And I think maybe we, you know, that's something I feel good about. And we love a sentimental show.
Absolutely. It's a great answer for us.
And I think in terms of that sort of reawakening that you were outlining with Irving that you were just talking about here, someone that we've been watching struggle with their spot this season a lot has been Seth Milchick, right? Sort of struggling with the microaggressions and inside of his workplace and stuff like that. We see him sort of, you know, fight back a bit in episode eight and episode nine.
And then ultimately, though, when push comes to shove, he is sort of violently, ferociously defensive of the Lumen agenda at the end of the day inside of this episode. Was I, like, expecting too much of a rebellion from Seth or hoping too much for him? Or where are we on his journey inside of that? No, I don't think you were expecting too much.
I think sometimes the closer we get to breaking out of a system, the more sort of vitriol we have in defending it. Because, you know, I, yeah, I think that he, the fact that he feels his own loyalty to the company waning or, you know, that, that makes him that much more threatened by the rebellion.
Um, because all of a sudden he sees something of himself in it and he's not ready to, he's not ready to leave it yet. I think that, uh, and, and, and it's, it's possible that, that he, that he won't be because I think the sad truth is that, uh, you know, we, we talk a lot about cults in, in the, in the writer's room and on set for this show and what exactly it means to be in a cult.
Uh, you know, there's the, the sense of the word that we normally think of that, you know, we, we see on, you know, uh, uh, in documentaries and stuff.
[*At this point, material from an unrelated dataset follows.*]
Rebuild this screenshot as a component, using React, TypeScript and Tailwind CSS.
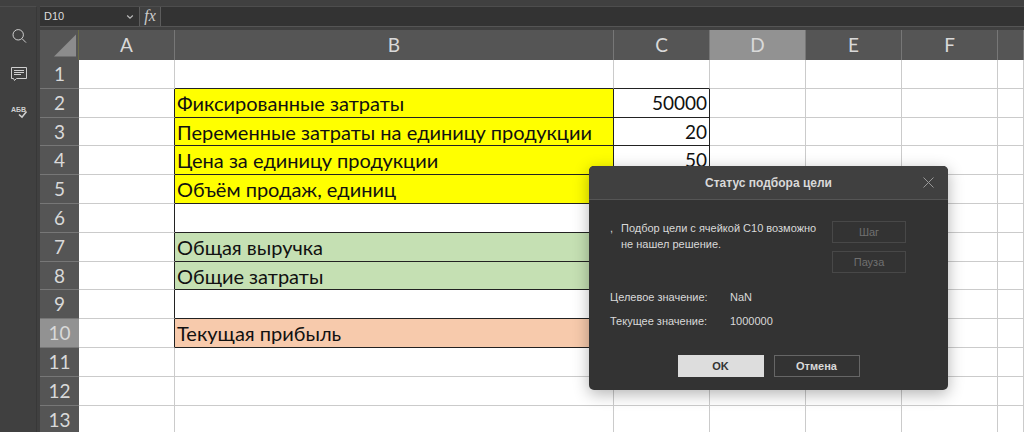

Um,

but there's such a thing as, you know,

sometimes sometimes companies do have cult like, uh,

tactics that they use and so do countries and so do religions.

And I think that, um, as you start to,

Thank you. And so do countries and so do religions.
And I think that, um, as you start to, for people who do evolve out of a system like that, I think it's a painful process and they may become that much more of a, you know, they might become that much more of a zealot in, in those moments leading up to the moment when they are willing to break away. But some people never do.
It's hard to do. Do you think Milchik, I mean, he's obviously graded against Drummond and Lumen more broadly in terms of the language he uses, the kind of softer approach he's trying to take with the MDR team.
But do you think he has a sense of who he is as a person outside of Lumen Middle Manager?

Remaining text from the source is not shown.